▶ The exercise: Return the material exactly as supplied, apart from the pictures, which are omitted.

Extracted data entries
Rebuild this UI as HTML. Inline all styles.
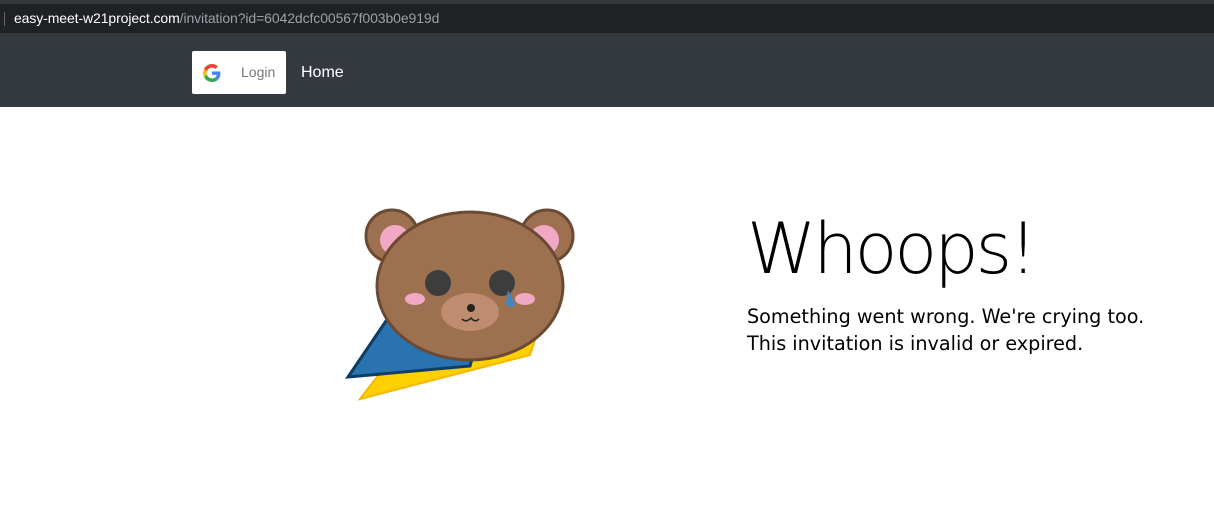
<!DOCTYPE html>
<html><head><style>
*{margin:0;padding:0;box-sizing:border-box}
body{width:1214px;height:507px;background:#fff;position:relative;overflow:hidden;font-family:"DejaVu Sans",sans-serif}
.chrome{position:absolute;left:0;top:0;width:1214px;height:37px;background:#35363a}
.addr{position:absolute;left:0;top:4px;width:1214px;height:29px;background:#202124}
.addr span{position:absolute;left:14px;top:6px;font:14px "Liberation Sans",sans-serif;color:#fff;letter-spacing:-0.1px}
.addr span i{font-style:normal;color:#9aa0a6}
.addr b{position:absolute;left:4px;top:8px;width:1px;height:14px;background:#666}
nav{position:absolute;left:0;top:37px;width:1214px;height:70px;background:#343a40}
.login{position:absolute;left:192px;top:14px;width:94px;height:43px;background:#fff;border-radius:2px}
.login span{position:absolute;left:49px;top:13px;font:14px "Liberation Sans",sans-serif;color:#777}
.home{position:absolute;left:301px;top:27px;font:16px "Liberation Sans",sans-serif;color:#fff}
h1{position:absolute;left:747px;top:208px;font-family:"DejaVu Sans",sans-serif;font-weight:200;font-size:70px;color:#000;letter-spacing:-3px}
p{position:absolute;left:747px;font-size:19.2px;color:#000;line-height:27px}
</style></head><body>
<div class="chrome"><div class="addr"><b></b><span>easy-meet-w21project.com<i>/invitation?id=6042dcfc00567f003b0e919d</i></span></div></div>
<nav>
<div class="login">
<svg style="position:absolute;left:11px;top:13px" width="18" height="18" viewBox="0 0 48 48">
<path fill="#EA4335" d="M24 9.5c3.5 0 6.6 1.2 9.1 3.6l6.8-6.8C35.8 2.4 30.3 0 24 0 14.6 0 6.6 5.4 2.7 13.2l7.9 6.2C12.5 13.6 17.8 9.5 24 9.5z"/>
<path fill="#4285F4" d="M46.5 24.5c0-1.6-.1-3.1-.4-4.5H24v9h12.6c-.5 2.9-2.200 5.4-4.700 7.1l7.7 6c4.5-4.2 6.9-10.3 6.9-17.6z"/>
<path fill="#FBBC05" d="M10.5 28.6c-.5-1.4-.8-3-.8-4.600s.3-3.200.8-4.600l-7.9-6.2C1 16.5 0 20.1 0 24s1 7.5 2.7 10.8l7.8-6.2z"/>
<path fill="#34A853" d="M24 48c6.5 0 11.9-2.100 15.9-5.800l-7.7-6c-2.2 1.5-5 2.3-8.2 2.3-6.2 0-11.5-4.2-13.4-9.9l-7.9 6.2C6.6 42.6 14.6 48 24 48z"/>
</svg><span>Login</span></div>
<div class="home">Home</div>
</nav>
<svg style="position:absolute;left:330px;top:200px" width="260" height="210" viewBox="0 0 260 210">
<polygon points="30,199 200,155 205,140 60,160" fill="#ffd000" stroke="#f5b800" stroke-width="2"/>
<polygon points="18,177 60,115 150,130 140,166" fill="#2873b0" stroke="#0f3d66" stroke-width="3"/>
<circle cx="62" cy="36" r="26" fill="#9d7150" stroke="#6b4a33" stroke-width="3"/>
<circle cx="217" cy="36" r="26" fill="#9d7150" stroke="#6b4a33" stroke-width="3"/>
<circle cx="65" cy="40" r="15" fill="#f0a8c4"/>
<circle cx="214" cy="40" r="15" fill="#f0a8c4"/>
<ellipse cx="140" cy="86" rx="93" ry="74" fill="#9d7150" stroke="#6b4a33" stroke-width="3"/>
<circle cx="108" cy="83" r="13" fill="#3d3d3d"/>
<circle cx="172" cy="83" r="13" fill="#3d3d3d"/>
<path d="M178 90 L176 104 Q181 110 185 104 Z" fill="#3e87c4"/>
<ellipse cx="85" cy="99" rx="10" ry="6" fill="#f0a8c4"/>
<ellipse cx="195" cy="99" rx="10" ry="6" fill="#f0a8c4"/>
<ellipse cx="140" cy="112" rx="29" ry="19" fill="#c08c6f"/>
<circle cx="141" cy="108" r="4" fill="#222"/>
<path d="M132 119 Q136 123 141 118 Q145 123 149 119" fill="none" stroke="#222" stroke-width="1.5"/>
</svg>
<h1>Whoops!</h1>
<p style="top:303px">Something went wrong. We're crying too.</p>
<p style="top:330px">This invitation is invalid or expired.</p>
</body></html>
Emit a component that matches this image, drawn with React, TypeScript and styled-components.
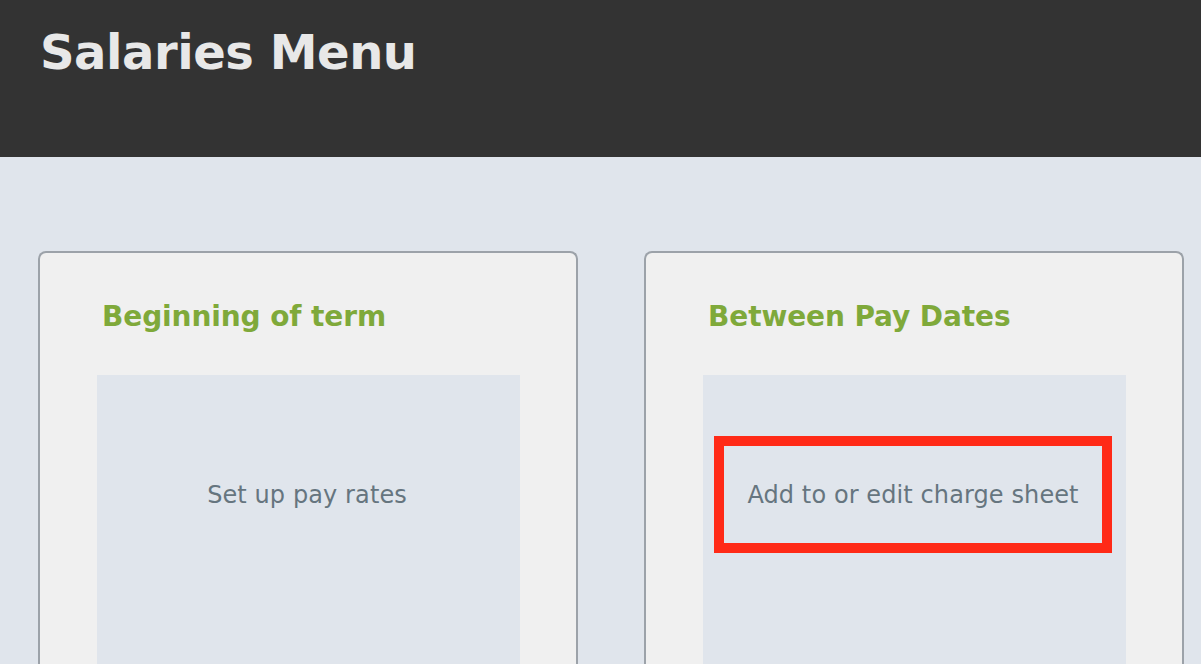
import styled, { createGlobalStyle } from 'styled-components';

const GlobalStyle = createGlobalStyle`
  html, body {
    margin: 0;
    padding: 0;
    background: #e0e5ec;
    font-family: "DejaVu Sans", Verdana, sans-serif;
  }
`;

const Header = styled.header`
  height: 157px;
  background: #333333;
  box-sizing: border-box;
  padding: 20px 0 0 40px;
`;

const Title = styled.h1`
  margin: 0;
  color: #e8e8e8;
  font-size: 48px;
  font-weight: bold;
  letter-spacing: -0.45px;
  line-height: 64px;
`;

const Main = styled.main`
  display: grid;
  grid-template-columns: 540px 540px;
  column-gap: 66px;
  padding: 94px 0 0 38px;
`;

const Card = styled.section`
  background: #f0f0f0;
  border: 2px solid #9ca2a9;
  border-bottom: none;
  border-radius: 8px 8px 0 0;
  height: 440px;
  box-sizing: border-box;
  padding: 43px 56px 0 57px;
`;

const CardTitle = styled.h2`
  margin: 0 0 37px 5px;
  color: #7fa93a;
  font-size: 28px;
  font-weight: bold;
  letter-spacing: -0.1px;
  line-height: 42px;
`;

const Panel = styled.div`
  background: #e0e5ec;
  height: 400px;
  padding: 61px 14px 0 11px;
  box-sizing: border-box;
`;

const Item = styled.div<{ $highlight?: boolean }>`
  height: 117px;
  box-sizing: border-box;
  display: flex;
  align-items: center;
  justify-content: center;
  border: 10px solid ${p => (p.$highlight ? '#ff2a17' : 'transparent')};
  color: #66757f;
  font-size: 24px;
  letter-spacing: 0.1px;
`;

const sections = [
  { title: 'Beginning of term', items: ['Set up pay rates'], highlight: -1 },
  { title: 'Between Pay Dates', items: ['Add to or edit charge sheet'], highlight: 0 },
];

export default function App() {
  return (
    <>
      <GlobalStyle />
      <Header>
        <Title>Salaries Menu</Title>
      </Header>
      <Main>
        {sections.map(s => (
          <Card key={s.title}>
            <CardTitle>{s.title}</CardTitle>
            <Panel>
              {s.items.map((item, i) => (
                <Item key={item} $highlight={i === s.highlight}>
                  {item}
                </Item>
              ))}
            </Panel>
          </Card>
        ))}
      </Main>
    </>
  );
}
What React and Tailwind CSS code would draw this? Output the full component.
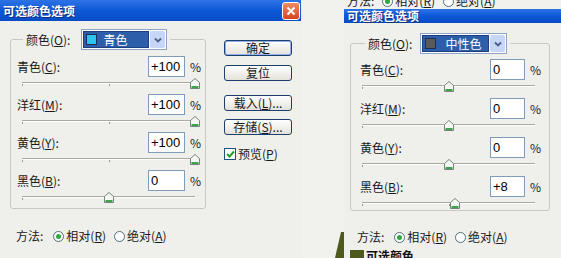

▶ Completed task:
Rebuild this UI as HTML. Inline all styles.
<!DOCTYPE html>
<html><head><style>
*{margin:0;padding:0;box-sizing:border-box}
body{width:1214px;height:507px;background:#fff;position:relative;overflow:hidden;font-family:"DejaVu Sans",sans-serif}
.chrome{position:absolute;left:0;top:0;width:1214px;height:37px;background:#35363a}
.addr{position:absolute;left:0;top:4px;width:1214px;height:29px;background:#202124}
.addr span{position:absolute;left:14px;top:6px;font:14px "Liberation Sans",sans-serif;color:#fff;letter-spacing:-0.1px}
.addr span i{font-style:normal;color:#9aa0a6}
.addr b{position:absolute;left:4px;top:8px;width:1px;height:14px;background:#666}
nav{position:absolute;left:0;top:37px;width:1214px;height:70px;background:#343a40}
.login{position:absolute;left:192px;top:14px;width:94px;height:43px;background:#fff;border-radius:2px}
.login span{position:absolute;left:49px;top:13px;font:14px "Liberation Sans",sans-serif;color:#777}
.home{position:absolute;left:301px;top:27px;font:16px "Liberation Sans",sans-serif;color:#fff}
h1{position:absolute;left:747px;top:208px;font-family:"DejaVu Sans",sans-serif;font-weight:200;font-size:70px;color:#000;letter-spacing:-3px}
p{position:absolute;left:747px;font-size:19.2px;color:#000;line-height:27px}
</style></head><body>
<div class="chrome"><div class="addr"><b></b><span>easy-meet-w21project.com<i>/invitation?id=6042dcfc00567f003b0e919d</i></span></div></div>
<nav>
<div class="login">
<svg style="position:absolute;left:11px;top:13px" width="18" height="18" viewBox="0 0 48 48">
<path fill="#EA4335" d="M24 9.5c3.5 0 6.6 1.2 9.1 3.6l6.8-6.8C35.8 2.4 30.3 0 24 0 14.6 0 6.6 5.4 2.7 13.2l7.9 6.2C12.5 13.6 17.8 9.5 24 9.5z"/>
<path fill="#4285F4" d="M46.5 24.5c0-1.6-.1-3.1-.4-4.5H24v9h12.6c-.5 2.9-2.200 5.4-4.700 7.1l7.7 6c4.5-4.2 6.9-10.3 6.9-17.6z"/>
<path fill="#FBBC05" d="M10.5 28.6c-.5-1.4-.8-3-.8-4.600s.3-3.200.8-4.600l-7.9-6.2C1 16.5 0 20.1 0 24s1 7.5 2.7 10.8l7.8-6.2z"/>
<path fill="#34A853" d="M24 48c6.5 0 11.9-2.100 15.9-5.800l-7.7-6c-2.2 1.5-5 2.3-8.2 2.3-6.2 0-11.5-4.2-13.4-9.9l-7.9 6.2C6.6 42.6 14.6 48 24 48z"/>
</svg><span>Login</span></div>
<div class="home">Home</div>
</nav>
<svg style="position:absolute;left:330px;top:200px" width="260" height="210" viewBox="0 0 260 210">
<polygon points="30,199 200,155 205,140 60,160" fill="#ffd000" stroke="#f5b800" stroke-width="2"/>
<polygon points="18,177 60,115 150,130 140,166" fill="#2873b0" stroke="#0f3d66" stroke-width="3"/>
<circle cx="62" cy="36" r="26" fill="#9d7150" stroke="#6b4a33" stroke-width="3"/>
<circle cx="217" cy="36" r="26" fill="#9d7150" stroke="#6b4a33" stroke-width="3"/>
<circle cx="65" cy="40" r="15" fill="#f0a8c4"/>
<circle cx="214" cy="40" r="15" fill="#f0a8c4"/>
<ellipse cx="140" cy="86" rx="93" ry="74" fill="#9d7150" stroke="#6b4a33" stroke-width="3"/>
<circle cx="108" cy="83" r="13" fill="#3d3d3d"/>
<circle cx="172" cy="83" r="13" fill="#3d3d3d"/>
<path d="M178 90 L176 104 Q181 110 185 104 Z" fill="#3e87c4"/>
<ellipse cx="85" cy="99" rx="10" ry="6" fill="#f0a8c4"/>
<ellipse cx="195" cy="99" rx="10" ry="6" fill="#f0a8c4"/>
<ellipse cx="140" cy="112" rx="29" ry="19" fill="#c08c6f"/>
<circle cx="141" cy="108" r="4" fill="#222"/>
<path d="M132 119 Q136 123 141 118 Q145 123 149 119" fill="none" stroke="#222" stroke-width="1.5"/>
</svg>
<h1>Whoops!</h1>
<p style="top:303px">Something went wrong. We're crying too.</p>
<p style="top:330px">This invitation is invalid or expired.</p>
</body></html>
Emit a component that matches this image, drawn with React, TypeScript and styled-components.
import styled, { createGlobalStyle } from 'styled-components';

const GlobalStyle = createGlobalStyle`
  html, body {
    margin: 0;
    padding: 0;
    background: #e0e5ec;
    font-family: "DejaVu Sans", Verdana, sans-serif;
  }
`;

const Header = styled.header`
  height: 157px;
  background: #333333;
  box-sizing: border-box;
  padding: 20px 0 0 40px;
`;

const Title = styled.h1`
  margin: 0;
  color: #e8e8e8;
  font-size: 48px;
  font-weight: bold;
  letter-spacing: -0.45px;
  line-height: 64px;
`;

const Main = styled.main`
  display: grid;
  grid-template-columns: 540px 540px;
  column-gap: 66px;
  padding: 94px 0 0 38px;
`;

const Card = styled.section`
  background: #f0f0f0;
  border: 2px solid #9ca2a9;
  border-bottom: none;
  border-radius: 8px 8px 0 0;
  height: 440px;
  box-sizing: border-box;
  padding: 43px 56px 0 57px;
`;

const CardTitle = styled.h2`
  margin: 0 0 37px 5px;
  color: #7fa93a;
  font-size: 28px;
  font-weight: bold;
  letter-spacing: -0.1px;
  line-height: 42px;
`;

const Panel = styled.div`
  background: #e0e5ec;
  height: 400px;
  padding: 61px 14px 0 11px;
  box-sizing: border-box;
`;

const Item = styled.div<{ $highlight?: boolean }>`
  height: 117px;
  box-sizing: border-box;
  display: flex;
  align-items: center;
  justify-content: center;
  border: 10px solid ${p => (p.$highlight ? '#ff2a17' : 'transparent')};
  color: #66757f;
  font-size: 24px;
  letter-spacing: 0.1px;
`;

const sections = [
  { title: 'Beginning of term', items: ['Set up pay rates'], highlight: -1 },
  { title: 'Between Pay Dates', items: ['Add to or edit charge sheet'], highlight: 0 },
];

export default function App() {
  return (
    <>
      <GlobalStyle />
      <Header>
        <Title>Salaries Menu</Title>
      </Header>
      <Main>
        {sections.map(s => (
          <Card key={s.title}>
            <CardTitle>{s.title}</CardTitle>
            <Panel>
              {s.items.map((item, i) => (
                <Item key={item} $highlight={i === s.highlight}>
                  {item}
                </Item>
              ))}
            </Panel>
          </Card>
        ))}
      </Main>
    </>
  );
}
What React and Tailwind CSS code would draw this? Output the full component.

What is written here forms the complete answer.